- **TO DO**:
Copy out each line in the material below that has the word "this".

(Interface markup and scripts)
-- BEGIN --
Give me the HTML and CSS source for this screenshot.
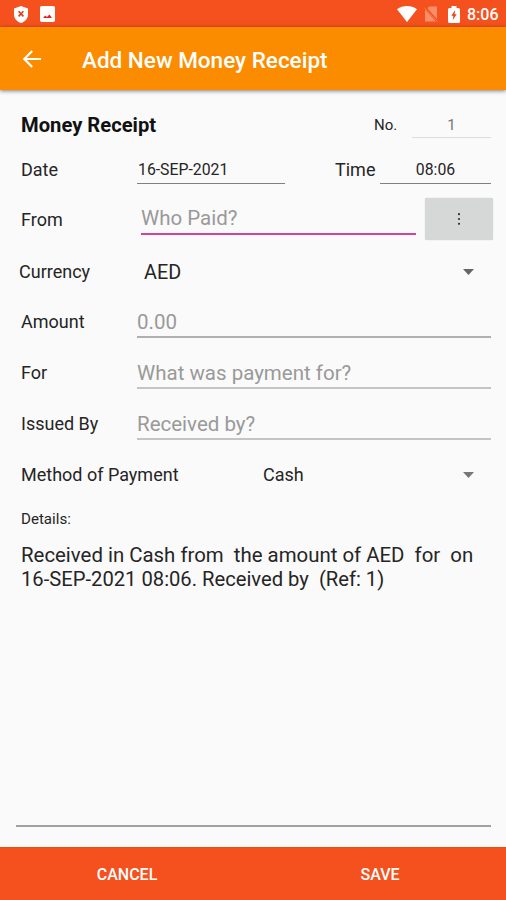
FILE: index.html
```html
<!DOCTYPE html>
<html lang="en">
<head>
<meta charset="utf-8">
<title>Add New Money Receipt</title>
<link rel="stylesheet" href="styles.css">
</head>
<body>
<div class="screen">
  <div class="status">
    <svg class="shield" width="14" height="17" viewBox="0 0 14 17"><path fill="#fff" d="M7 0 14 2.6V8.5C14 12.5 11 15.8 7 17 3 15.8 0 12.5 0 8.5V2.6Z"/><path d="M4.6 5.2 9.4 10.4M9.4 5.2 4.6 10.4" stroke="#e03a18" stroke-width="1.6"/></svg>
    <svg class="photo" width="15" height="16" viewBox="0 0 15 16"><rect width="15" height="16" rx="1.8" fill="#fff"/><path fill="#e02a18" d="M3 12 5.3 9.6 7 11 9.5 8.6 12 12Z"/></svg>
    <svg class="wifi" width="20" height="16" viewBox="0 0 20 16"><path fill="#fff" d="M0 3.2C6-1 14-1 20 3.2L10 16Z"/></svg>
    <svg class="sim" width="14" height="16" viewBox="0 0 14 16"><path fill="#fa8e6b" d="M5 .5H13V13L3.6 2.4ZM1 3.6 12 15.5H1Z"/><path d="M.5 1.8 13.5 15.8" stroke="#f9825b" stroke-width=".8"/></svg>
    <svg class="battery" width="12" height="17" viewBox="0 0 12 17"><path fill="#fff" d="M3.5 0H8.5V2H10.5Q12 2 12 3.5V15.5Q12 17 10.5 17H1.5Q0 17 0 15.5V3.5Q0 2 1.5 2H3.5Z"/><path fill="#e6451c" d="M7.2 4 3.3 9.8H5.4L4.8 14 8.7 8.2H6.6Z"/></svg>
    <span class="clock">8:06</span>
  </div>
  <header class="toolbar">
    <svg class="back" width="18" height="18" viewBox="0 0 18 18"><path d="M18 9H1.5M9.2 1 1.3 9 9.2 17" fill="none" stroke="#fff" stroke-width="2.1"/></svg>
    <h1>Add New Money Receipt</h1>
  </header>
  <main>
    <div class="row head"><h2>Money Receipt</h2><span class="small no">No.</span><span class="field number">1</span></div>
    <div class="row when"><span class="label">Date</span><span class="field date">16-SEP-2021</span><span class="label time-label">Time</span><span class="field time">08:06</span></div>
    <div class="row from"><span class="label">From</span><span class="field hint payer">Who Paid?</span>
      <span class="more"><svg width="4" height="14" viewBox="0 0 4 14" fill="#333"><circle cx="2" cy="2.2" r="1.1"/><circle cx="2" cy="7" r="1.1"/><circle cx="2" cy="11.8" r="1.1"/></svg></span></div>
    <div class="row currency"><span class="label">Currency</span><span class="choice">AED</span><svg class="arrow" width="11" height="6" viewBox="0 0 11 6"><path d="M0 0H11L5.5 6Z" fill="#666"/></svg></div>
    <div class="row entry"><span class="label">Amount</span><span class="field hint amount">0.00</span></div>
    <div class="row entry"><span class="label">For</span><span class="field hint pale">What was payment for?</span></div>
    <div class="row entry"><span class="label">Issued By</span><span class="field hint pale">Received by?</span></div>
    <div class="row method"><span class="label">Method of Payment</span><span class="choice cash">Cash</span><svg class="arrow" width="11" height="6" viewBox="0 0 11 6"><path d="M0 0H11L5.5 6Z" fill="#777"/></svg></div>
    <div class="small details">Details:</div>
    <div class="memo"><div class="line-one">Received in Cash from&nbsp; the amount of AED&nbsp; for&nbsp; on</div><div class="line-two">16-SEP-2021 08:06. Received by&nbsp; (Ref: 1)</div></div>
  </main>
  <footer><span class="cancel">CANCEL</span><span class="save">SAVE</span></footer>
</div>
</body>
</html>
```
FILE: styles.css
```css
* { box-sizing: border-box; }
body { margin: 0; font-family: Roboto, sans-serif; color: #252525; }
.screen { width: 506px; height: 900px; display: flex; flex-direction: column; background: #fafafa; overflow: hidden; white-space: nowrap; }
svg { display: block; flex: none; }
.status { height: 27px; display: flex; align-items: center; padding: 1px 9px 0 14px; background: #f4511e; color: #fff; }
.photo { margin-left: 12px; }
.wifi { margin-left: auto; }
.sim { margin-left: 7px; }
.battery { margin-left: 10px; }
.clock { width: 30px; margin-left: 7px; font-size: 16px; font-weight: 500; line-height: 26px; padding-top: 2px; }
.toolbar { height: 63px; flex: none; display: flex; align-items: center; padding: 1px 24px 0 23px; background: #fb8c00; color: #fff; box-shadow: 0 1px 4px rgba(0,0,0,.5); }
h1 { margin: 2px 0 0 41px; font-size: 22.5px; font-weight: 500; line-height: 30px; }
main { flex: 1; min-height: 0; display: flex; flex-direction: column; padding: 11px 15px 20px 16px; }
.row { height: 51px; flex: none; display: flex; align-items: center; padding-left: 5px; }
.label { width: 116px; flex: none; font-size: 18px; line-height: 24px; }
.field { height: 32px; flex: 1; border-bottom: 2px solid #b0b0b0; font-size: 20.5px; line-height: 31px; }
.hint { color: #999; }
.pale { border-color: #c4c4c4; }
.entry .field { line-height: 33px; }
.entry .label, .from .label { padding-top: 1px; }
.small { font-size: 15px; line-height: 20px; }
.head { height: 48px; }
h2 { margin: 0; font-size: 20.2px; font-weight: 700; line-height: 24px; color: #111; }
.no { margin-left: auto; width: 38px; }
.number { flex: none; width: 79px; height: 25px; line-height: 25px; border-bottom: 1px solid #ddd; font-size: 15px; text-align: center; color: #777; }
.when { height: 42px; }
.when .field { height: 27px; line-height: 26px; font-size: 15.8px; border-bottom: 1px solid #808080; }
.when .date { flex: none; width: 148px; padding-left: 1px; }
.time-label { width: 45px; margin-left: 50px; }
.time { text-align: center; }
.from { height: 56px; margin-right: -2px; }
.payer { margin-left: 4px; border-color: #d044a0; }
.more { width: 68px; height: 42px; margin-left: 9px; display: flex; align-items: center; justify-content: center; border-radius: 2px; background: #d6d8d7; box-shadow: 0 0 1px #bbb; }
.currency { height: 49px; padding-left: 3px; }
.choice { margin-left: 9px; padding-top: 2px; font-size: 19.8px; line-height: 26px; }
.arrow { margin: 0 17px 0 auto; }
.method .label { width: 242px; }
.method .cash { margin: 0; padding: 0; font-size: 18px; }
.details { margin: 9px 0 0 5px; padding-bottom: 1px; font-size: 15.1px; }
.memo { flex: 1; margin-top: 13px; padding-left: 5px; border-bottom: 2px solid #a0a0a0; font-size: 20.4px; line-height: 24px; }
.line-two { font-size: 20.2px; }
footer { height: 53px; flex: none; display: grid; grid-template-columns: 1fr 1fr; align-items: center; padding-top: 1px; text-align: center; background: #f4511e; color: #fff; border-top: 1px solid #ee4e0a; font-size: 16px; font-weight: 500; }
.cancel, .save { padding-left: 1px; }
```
-- END --
-- BEGIN --
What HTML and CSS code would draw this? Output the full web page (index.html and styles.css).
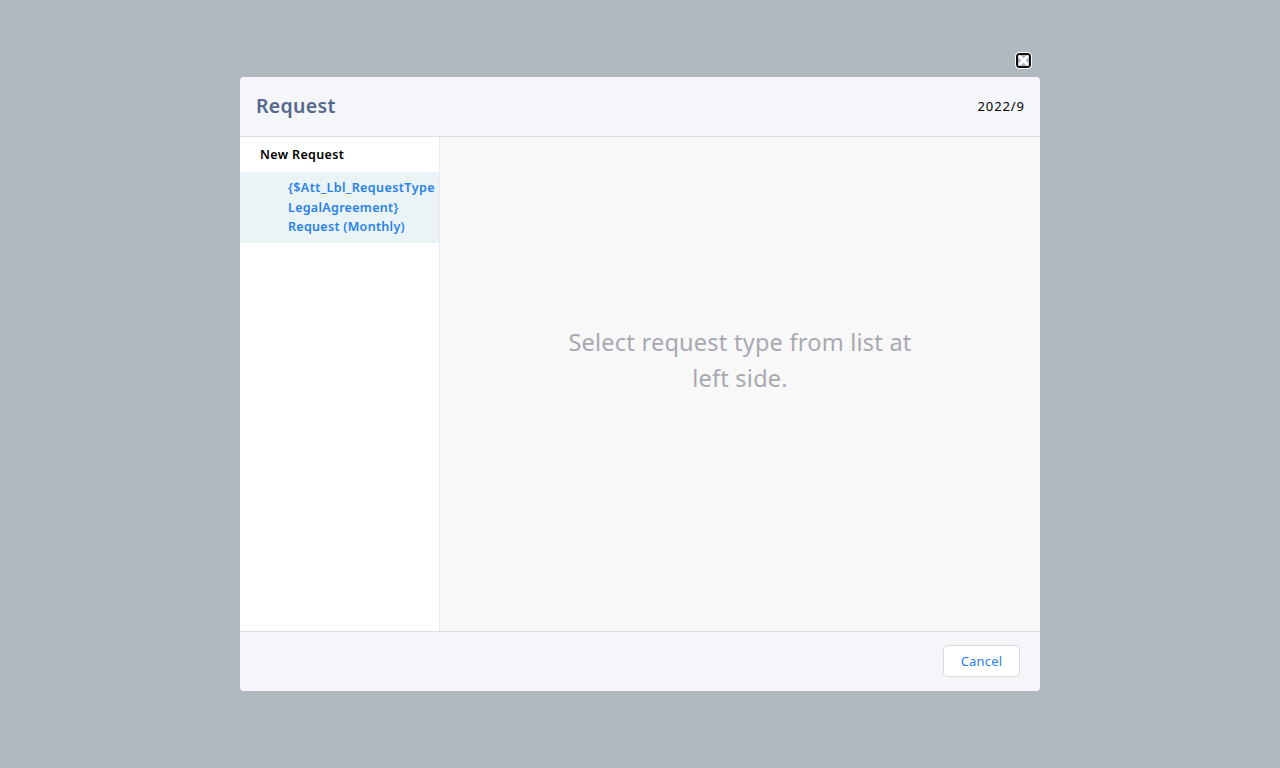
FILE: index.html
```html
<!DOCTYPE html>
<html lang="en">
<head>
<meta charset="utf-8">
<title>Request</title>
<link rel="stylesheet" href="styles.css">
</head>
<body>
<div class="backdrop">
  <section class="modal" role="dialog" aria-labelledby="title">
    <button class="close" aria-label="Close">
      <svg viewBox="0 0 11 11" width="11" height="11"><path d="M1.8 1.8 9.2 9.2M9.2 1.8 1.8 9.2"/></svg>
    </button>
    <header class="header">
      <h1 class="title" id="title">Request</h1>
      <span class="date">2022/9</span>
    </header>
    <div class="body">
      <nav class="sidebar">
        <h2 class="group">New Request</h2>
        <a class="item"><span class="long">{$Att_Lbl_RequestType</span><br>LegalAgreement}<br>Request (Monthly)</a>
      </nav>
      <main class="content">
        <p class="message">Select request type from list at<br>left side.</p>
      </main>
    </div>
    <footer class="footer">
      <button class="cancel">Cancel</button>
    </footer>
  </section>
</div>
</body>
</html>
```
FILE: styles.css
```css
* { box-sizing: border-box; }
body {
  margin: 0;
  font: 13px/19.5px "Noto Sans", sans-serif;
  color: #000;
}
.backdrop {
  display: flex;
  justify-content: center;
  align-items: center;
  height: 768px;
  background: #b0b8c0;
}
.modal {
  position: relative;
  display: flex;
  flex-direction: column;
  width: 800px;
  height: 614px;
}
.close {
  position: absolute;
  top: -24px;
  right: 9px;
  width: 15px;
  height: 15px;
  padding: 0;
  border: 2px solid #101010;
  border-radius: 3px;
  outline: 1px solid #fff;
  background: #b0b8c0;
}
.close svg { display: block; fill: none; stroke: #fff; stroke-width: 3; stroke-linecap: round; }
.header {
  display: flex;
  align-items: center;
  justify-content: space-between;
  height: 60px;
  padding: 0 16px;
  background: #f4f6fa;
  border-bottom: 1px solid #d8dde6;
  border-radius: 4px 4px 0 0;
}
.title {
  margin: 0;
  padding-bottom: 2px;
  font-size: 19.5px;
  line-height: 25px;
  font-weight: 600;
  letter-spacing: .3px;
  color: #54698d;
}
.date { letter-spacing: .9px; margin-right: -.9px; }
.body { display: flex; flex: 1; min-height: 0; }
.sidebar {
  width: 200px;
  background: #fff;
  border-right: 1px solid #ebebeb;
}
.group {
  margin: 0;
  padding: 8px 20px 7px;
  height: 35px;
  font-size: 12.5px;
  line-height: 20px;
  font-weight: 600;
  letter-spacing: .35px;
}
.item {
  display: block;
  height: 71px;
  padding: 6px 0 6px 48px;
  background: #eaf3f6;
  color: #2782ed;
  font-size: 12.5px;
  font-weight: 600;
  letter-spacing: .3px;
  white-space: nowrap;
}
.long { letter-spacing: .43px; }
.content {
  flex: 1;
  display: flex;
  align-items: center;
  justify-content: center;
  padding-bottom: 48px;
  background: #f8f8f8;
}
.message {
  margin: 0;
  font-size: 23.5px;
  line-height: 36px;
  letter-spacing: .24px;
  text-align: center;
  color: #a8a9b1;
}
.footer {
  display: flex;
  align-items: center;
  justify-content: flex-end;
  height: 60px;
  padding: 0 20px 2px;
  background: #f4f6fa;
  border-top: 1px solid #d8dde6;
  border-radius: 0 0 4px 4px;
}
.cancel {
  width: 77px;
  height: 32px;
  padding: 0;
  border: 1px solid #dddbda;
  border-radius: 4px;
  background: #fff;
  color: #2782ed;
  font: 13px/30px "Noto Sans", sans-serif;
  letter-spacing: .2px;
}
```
-- END --
- **EXERCISE RESPONSE**:
Give me the HTML and CSS source for this screenshot.
What HTML and CSS code would draw this? Output the full web page (index.html and styles.css).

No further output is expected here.